━━━━━ Extracted material ━━━━━

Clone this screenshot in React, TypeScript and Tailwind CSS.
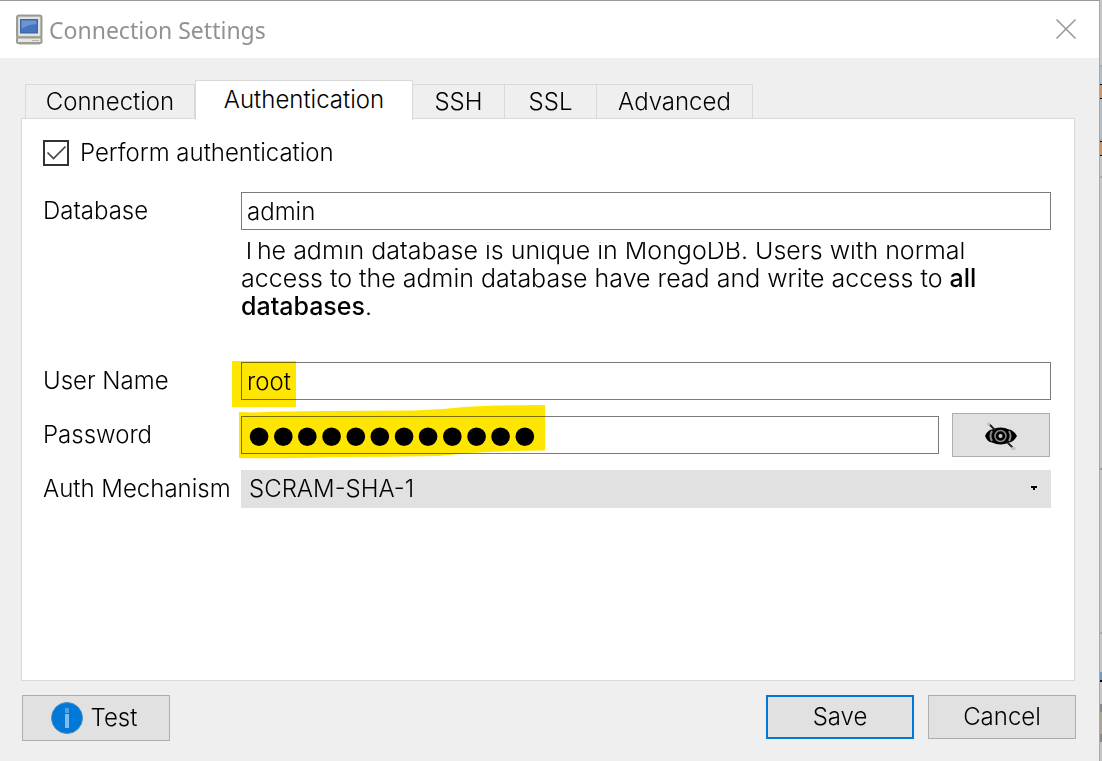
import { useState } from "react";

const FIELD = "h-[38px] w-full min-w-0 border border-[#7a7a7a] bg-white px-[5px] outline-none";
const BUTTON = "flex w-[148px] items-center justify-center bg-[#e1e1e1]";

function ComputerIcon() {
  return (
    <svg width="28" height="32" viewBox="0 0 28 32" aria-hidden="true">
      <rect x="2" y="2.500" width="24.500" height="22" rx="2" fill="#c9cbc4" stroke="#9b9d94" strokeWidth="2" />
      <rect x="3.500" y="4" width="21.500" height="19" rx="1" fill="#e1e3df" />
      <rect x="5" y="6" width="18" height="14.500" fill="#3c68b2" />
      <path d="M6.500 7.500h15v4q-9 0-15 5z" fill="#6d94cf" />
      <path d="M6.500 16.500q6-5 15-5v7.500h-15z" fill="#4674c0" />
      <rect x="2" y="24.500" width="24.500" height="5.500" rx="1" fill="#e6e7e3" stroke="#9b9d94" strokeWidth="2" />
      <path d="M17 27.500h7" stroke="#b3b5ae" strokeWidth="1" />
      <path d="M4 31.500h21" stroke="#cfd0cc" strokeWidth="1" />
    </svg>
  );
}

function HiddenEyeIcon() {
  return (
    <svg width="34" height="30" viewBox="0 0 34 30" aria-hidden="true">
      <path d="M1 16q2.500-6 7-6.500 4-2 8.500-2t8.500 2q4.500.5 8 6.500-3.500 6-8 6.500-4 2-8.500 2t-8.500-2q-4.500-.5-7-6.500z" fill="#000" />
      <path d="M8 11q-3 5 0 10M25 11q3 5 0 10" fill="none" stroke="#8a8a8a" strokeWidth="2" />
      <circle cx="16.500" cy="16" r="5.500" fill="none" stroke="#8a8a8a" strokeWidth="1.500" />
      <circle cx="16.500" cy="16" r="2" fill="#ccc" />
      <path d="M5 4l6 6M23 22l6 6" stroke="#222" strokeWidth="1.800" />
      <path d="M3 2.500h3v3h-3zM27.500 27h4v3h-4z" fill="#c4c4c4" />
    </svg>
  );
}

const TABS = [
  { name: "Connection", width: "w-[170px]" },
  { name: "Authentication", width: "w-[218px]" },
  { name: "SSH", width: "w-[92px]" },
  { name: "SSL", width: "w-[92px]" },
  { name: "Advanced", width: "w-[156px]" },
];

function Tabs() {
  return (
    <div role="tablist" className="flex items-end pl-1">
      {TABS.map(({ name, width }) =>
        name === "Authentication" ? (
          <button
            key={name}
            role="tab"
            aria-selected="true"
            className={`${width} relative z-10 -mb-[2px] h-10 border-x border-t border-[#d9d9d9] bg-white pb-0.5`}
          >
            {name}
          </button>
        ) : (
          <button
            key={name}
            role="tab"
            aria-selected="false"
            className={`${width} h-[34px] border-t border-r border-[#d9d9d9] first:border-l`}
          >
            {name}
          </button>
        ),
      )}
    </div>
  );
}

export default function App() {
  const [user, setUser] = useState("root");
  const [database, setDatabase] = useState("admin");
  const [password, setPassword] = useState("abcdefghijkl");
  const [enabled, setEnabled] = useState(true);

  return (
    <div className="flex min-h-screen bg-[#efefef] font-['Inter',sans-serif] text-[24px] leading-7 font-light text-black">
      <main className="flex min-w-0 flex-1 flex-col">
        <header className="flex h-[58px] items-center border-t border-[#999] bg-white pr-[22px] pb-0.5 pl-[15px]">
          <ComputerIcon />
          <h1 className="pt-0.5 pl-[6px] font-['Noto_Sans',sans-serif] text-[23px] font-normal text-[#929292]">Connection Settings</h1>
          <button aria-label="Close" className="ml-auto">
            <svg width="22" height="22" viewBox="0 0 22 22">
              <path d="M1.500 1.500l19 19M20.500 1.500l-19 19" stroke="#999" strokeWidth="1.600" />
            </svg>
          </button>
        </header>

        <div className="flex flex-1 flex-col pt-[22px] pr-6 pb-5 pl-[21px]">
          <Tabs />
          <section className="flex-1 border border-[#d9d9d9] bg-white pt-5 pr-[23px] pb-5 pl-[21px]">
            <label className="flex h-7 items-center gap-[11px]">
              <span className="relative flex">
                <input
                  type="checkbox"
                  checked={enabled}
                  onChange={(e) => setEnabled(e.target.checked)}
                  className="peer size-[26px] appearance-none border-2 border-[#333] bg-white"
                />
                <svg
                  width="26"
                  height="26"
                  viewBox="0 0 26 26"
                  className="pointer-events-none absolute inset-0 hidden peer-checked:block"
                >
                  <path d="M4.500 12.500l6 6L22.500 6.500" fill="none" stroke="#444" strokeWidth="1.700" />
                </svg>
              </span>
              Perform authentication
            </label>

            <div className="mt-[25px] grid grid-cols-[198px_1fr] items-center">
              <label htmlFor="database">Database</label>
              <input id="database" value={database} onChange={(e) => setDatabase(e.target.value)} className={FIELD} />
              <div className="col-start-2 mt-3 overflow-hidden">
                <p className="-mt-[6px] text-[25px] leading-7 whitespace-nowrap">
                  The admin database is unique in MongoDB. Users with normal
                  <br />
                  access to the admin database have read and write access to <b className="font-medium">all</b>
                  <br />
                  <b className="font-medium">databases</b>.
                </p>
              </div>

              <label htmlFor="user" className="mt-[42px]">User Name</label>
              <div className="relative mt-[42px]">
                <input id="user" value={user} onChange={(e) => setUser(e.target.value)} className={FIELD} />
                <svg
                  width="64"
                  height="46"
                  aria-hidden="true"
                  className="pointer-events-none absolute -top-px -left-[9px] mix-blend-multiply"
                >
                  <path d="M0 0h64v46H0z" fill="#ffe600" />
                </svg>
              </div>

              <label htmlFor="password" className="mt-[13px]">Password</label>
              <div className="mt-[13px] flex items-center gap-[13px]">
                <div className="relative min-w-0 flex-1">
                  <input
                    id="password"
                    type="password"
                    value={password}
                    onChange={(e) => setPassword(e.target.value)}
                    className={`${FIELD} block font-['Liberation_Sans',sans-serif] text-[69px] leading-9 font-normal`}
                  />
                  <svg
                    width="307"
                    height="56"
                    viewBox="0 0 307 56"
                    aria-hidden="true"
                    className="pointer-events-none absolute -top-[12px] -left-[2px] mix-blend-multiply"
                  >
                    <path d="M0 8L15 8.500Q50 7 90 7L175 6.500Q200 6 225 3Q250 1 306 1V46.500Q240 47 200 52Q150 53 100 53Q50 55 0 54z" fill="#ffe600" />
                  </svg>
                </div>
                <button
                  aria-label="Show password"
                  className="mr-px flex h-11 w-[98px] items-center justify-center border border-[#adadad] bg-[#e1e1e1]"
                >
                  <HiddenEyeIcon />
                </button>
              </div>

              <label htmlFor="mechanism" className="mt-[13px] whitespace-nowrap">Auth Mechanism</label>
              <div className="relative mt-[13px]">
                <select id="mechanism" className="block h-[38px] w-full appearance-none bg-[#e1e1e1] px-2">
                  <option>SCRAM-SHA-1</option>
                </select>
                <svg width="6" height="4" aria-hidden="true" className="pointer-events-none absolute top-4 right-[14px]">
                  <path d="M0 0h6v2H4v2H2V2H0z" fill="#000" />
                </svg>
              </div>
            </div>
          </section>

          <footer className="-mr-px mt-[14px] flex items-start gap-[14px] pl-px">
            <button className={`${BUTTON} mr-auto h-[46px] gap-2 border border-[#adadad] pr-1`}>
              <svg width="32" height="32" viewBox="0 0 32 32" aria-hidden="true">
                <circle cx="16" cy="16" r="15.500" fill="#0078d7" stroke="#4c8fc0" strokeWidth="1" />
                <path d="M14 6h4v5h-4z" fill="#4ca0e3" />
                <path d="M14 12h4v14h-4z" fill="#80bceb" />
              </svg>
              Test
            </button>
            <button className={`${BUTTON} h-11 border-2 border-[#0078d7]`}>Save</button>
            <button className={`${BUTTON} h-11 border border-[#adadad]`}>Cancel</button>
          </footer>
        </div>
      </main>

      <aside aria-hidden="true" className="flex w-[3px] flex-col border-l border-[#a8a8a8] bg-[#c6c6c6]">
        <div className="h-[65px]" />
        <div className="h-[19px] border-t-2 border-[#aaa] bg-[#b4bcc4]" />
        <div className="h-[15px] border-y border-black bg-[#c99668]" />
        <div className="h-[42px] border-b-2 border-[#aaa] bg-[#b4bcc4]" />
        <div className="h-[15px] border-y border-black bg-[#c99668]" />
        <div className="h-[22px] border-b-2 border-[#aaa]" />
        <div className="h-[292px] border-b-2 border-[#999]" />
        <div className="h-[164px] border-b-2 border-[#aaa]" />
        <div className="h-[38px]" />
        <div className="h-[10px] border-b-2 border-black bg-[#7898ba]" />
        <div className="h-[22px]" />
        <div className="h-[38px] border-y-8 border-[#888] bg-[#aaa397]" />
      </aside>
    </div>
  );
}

━━━━━
━━━━━ Extracted material ━━━━━

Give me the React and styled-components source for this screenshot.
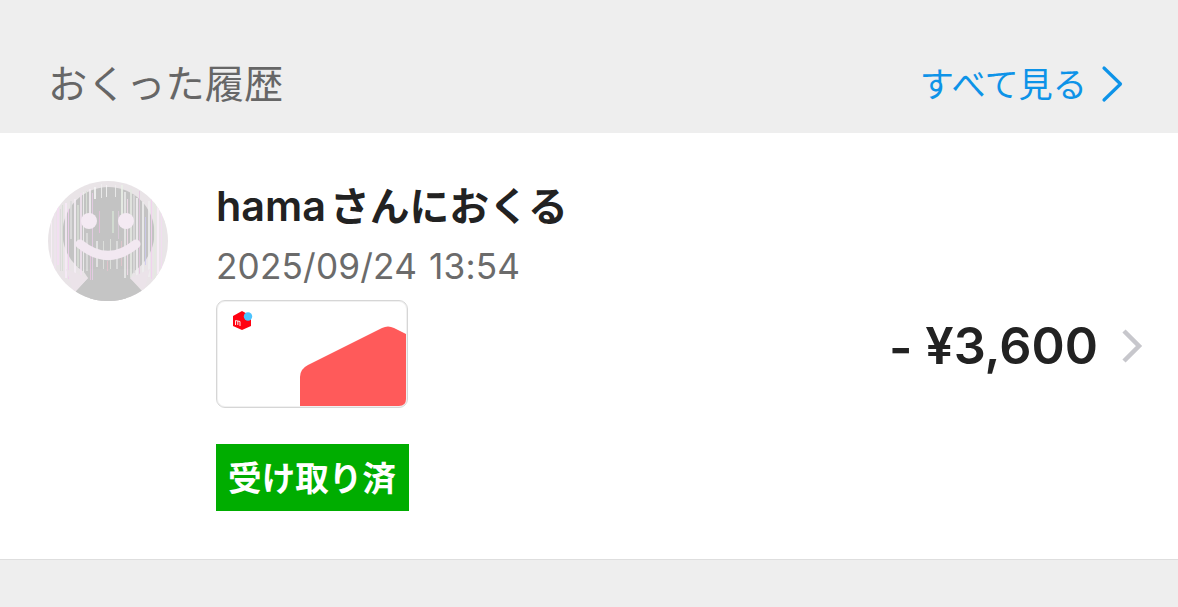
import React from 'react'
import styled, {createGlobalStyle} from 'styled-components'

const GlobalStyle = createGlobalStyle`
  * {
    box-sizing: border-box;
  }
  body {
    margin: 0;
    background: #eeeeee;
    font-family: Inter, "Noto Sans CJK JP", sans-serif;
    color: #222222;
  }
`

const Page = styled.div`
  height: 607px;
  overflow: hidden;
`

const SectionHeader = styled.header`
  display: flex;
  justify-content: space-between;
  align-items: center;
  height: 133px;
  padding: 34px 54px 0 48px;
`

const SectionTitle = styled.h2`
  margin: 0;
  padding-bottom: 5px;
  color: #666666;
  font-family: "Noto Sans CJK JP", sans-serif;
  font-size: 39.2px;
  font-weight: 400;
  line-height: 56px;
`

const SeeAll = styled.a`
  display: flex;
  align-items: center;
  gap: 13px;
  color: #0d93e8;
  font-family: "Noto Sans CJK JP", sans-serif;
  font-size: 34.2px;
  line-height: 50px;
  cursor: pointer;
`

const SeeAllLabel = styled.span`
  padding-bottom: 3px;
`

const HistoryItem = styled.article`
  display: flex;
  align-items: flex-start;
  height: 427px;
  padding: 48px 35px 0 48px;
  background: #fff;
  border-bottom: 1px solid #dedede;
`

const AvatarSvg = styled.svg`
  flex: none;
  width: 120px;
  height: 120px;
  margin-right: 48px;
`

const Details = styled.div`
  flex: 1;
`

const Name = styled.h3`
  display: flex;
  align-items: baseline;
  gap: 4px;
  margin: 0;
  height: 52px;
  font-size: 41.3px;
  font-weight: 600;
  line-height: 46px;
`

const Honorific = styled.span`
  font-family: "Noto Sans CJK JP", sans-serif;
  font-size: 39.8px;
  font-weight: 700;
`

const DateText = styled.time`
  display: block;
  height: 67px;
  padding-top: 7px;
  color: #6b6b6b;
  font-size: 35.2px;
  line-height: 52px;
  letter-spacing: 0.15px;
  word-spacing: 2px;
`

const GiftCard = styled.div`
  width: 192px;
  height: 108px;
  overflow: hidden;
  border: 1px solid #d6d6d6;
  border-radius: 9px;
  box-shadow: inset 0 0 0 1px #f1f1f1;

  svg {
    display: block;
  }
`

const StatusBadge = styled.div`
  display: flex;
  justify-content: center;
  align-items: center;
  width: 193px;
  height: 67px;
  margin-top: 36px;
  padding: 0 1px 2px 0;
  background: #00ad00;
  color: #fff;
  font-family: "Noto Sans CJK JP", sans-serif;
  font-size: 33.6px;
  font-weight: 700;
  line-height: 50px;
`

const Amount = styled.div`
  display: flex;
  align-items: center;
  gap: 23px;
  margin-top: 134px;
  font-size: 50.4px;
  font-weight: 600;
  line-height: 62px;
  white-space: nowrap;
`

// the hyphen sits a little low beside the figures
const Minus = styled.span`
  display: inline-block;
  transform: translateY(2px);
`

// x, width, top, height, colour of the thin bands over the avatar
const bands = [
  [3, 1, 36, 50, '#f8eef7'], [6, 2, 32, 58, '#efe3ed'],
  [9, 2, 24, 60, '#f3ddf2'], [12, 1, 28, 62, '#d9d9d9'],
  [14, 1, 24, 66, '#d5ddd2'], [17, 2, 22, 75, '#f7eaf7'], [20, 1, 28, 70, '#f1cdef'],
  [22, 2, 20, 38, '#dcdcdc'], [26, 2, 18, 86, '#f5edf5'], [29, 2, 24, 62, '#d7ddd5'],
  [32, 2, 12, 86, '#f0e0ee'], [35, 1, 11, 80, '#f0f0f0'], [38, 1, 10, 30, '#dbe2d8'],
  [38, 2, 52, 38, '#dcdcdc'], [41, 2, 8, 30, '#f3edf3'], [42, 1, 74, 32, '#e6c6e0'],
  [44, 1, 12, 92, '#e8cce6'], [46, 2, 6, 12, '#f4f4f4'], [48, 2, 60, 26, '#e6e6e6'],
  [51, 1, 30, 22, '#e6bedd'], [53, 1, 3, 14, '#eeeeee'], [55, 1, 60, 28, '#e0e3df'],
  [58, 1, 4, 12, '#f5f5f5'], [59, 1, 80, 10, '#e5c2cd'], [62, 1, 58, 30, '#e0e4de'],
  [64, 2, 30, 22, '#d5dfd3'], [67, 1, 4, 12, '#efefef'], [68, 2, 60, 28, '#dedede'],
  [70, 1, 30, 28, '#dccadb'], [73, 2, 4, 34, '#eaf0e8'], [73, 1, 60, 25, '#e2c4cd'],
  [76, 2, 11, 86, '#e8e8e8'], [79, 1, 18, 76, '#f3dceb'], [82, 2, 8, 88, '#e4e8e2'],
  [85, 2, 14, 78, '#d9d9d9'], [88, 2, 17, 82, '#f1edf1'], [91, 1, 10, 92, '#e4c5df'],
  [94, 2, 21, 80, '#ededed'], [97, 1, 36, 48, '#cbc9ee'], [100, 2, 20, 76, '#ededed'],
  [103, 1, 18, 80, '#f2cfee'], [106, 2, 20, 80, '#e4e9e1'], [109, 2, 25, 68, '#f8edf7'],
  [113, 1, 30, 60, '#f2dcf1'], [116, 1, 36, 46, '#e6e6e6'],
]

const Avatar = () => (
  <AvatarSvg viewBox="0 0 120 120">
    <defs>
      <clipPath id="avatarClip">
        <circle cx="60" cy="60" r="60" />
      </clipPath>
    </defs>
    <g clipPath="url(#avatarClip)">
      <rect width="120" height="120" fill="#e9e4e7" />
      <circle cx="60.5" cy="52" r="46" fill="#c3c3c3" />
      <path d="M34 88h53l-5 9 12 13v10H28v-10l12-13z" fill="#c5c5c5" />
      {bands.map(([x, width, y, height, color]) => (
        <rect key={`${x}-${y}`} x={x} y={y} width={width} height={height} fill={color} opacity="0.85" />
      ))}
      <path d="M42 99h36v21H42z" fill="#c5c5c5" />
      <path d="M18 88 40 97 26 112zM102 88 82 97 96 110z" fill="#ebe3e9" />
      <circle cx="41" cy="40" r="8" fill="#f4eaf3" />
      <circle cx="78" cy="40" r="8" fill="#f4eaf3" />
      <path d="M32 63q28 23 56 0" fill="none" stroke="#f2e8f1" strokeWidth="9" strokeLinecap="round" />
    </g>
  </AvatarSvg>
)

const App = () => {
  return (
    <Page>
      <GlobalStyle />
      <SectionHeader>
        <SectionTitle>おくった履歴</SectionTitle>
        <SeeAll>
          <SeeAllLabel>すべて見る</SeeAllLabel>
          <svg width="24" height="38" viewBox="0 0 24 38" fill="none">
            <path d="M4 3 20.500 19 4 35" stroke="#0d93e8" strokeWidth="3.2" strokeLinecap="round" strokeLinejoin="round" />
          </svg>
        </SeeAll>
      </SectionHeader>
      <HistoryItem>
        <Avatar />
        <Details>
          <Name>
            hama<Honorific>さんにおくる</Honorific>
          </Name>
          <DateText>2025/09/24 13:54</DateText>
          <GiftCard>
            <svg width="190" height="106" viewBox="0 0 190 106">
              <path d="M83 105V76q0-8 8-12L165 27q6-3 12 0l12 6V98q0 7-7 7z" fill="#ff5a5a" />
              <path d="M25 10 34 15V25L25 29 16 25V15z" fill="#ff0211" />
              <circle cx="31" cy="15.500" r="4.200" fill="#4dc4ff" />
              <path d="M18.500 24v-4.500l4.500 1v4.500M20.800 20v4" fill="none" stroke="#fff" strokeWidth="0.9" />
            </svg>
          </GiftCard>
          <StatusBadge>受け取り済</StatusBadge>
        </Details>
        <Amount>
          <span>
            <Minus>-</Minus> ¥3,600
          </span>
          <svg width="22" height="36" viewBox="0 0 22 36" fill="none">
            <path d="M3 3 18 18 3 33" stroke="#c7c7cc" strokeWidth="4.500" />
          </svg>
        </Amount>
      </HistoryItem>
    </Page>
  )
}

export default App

━━━━━
━━━━━ Extracted material ━━━━━

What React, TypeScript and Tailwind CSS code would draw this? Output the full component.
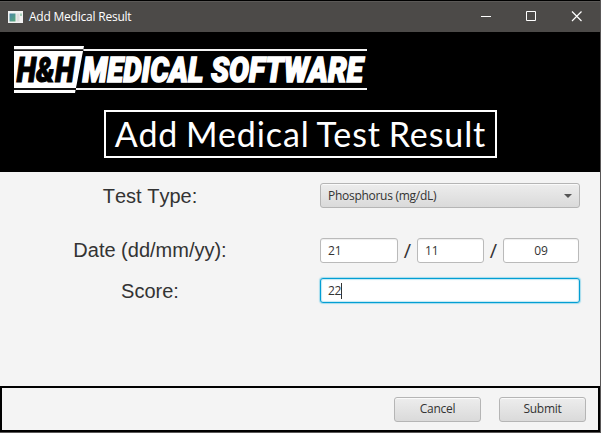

━━━━━

The task ::
Print everything from the line with "Clone this screenshot" down to the line with "w-[148px] items-center justify-center" in the entries above, both lines included and nothing more, without the pictures.

Output for this task ::
Clone this screenshot in React, TypeScript and Tailwind CSS.
import { useState } from "react";

const FIELD = "h-[38px] w-full min-w-0 border border-[#7a7a7a] bg-white px-[5px] outline-none";
const BUTTON = "flex w-[148px] items-center justify-center bg-[#e1e1e1]";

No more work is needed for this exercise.